**Given data**.
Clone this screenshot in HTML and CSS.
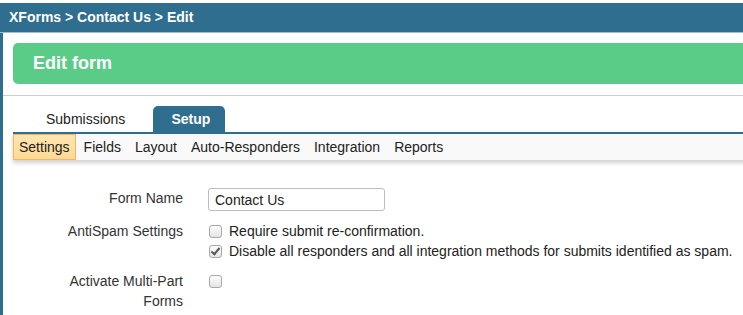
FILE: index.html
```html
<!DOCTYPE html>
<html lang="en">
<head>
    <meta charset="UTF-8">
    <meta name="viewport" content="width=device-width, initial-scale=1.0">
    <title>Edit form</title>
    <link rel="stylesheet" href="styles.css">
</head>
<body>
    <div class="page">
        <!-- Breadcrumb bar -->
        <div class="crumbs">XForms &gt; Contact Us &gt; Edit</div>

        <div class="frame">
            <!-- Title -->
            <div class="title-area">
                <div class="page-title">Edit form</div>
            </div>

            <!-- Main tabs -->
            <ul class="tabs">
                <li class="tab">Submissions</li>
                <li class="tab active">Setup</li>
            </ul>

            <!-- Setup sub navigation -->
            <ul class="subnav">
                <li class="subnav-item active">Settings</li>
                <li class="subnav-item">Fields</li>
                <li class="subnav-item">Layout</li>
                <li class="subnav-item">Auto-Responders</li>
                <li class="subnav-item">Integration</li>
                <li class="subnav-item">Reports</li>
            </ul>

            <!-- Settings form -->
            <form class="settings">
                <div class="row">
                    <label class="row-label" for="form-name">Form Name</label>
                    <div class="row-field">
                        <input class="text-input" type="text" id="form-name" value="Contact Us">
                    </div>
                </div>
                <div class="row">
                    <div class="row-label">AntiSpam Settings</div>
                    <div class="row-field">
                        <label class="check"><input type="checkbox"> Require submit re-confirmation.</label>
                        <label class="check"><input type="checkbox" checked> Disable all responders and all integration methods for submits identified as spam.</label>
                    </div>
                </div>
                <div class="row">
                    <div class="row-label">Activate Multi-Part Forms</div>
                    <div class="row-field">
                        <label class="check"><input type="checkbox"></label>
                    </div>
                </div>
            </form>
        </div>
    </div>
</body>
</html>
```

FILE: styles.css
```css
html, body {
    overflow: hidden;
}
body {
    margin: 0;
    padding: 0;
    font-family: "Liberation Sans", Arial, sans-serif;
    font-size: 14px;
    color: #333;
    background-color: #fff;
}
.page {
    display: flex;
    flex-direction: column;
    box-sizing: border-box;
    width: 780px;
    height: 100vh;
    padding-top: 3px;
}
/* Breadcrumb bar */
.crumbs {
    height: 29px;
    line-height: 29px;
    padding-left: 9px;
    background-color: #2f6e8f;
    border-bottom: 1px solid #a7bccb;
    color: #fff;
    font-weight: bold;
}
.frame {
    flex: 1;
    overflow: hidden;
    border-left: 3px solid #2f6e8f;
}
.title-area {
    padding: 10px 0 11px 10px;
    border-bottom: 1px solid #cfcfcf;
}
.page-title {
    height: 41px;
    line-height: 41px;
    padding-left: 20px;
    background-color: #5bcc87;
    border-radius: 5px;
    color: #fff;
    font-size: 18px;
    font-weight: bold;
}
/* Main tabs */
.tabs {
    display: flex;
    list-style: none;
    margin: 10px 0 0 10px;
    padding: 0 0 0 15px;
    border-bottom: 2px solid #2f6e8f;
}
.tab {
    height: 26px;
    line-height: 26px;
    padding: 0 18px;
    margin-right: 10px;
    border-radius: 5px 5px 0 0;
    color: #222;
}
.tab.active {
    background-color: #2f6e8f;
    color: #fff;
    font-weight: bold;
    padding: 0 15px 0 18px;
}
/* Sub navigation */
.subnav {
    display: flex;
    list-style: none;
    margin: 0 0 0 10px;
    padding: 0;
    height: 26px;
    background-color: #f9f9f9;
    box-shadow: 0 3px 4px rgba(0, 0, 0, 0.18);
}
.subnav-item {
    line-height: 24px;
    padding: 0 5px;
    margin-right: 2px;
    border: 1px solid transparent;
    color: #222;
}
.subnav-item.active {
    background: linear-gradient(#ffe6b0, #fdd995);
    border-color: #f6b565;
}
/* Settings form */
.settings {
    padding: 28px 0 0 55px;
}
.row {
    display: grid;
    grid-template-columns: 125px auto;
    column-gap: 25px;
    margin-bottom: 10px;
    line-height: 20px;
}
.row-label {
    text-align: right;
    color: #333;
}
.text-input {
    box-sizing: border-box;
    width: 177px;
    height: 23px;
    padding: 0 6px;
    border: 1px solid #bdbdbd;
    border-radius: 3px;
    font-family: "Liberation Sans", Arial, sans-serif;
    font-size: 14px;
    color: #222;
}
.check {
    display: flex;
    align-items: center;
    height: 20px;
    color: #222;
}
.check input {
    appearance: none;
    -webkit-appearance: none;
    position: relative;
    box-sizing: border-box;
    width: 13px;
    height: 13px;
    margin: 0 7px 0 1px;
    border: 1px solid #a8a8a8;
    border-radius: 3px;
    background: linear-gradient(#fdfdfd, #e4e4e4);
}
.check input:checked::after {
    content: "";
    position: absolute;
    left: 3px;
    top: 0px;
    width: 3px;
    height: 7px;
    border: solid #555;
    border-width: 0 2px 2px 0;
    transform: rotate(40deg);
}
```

**What the task asks**. Word for word, quote the lines above. Omit the pictures.

**Reply to the exercise**.
Clone this screenshot in HTML and CSS.
FILE: index.html
```html
<!DOCTYPE html>
<html lang="en">
<head>
    <meta charset="UTF-8">
    <meta name="viewport" content="width=device-width, initial-scale=1.0">
    <title>Edit form</title>
    <link rel="stylesheet" href="styles.css">
</head>
<body>
    <div class="page">
        <!-- Breadcrumb bar -->
        <div class="crumbs">XForms &gt; Contact Us &gt; Edit</div>

        <div class="frame">
            <!-- Title -->
            <div class="title-area">
                <div class="page-title">Edit form</div>
            </div>

            <!-- Main tabs -->
            <ul class="tabs">
                <li class="tab">Submissions</li>
                <li class="tab active">Setup</li>
            </ul>

            <!-- Setup sub navigation -->
            <ul class="subnav">
                <li class="subnav-item active">Settings</li>
                <li class="subnav-item">Fields</li>
                <li class="subnav-item">Layout</li>
                <li class="subnav-item">Auto-Responders</li>
                <li class="subnav-item">Integration</li>
                <li class="subnav-item">Reports</li>
            </ul>

            <!-- Settings form -->
            <form class="settings">
                <div class="row">
                    <label class="row-label" for="form-name">Form Name</label>
                    <div class="row-field">
                        <input class="text-input" type="text" id="form-name" value="Contact Us">
                    </div>
                </div>
                <div class="row">
                    <div class="row-label">AntiSpam Settings</div>
                    <div class="row-field">
                        <label class="check"><input type="checkbox"> Require submit re-confirmation.</label>
                        <label class="check"><input type="checkbox" checked> Disable all responders and all integration methods for submits identified as spam.</label>
                    </div>
                </div>
                <div class="row">
                    <div class="row-label">Activate Multi-Part Forms</div>
                    <div class="row-field">
                        <label class="check"><input type="checkbox"></label>
                    </div>
                </div>
            </form>
        </div>
    </div>
</body>
</html>
```

FILE: styles.css
```css
html, body {
    overflow: hidden;
}
body {
    margin: 0;
    padding: 0;
    font-family: "Liberation Sans", Arial, sans-serif;
    font-size: 14px;
    color: #333;
    background-color: #fff;
}
.page {
    display: flex;
    flex-direction: column;
    box-sizing: border-box;
    width: 780px;
    height: 100vh;
    padding-top: 3px;
}
/* Breadcrumb bar */
.crumbs {
    height: 29px;
    line-height: 29px;
    padding-left: 9px;
    background-color: #2f6e8f;
    border-bottom: 1px solid #a7bccb;
    color: #fff;
    font-weight: bold;
}
.frame {
    flex: 1;
    overflow: hidden;
    border-left: 3px solid #2f6e8f;
}
.title-area {
    padding: 10px 0 11px 10px;
    border-bottom: 1px solid #cfcfcf;
}
.page-title {
    height: 41px;
    line-height: 41px;
    padding-left: 20px;
    background-color: #5bcc87;
    border-radius: 5px;
    color: #fff;
    font-size: 18px;
    font-weight: bold;
}
/* Main tabs */
.tabs {
    display: flex;
    list-style: none;
    margin: 10px 0 0 10px;
    padding: 0 0 0 15px;
    border-bottom: 2px solid #2f6e8f;
}
.tab {
    height: 26px;
    line-height: 26px;
    padding: 0 18px;
    margin-right: 10px;
    border-radius: 5px 5px 0 0;
    color: #222;
}
.tab.active {
    background-color: #2f6e8f;
    color: #fff;
    font-weight: bold;
    padding: 0 15px 0 18px;
}
/* Sub navigation */
.subnav {
    display: flex;
    list-style: none;
    margin: 0 0 0 10px;
    padding: 0;
    height: 26px;
    background-color: #f9f9f9;
    box-shadow: 0 3px 4px rgba(0, 0, 0, 0.18);
}
.subnav-item {
    line-height: 24px;
    padding: 0 5px;
    margin-right: 2px;
    border: 1px solid transparent;
    color: #222;
}
.subnav-item.active {
    background: linear-gradient(#ffe6b0, #fdd995);
    border-color: #f6b565;
}
/* Settings form */
.settings {
    padding: 28px 0 0 55px;
}
.row {
    display: grid;
    grid-template-columns: 125px auto;
    column-gap: 25px;
    margin-bottom: 10px;
    line-height: 20px;
}
.row-label {
    text-align: right;
    color: #333;
}
.text-input {
    box-sizing: border-box;
    width: 177px;
    height: 23px;
    padding: 0 6px;
    border: 1px solid #bdbdbd;
    border-radius: 3px;
    font-family: "Liberation Sans", Arial, sans-serif;
    font-size: 14px;
    color: #222;
}
.check {
    display: flex;
    align-items: center;
    height: 20px;
    color: #222;
}
.check input {
    appearance: none;
    -webkit-appearance: none;
    position: relative;
    box-sizing: border-box;
    width: 13px;
    height: 13px;
    margin: 0 7px 0 1px;
    border: 1px solid #a8a8a8;
    border-radius: 3px;
    background: linear-gradient(#fdfdfd, #e4e4e4);
}
.check input:checked::after {
    content: "";
    position: absolute;
    left: 3px;
    top: 0px;
    width: 3px;
    height: 7px;
    border: solid #555;
    border-width: 0 2px 2px 0;
    transform: rotate(40deg);
}
```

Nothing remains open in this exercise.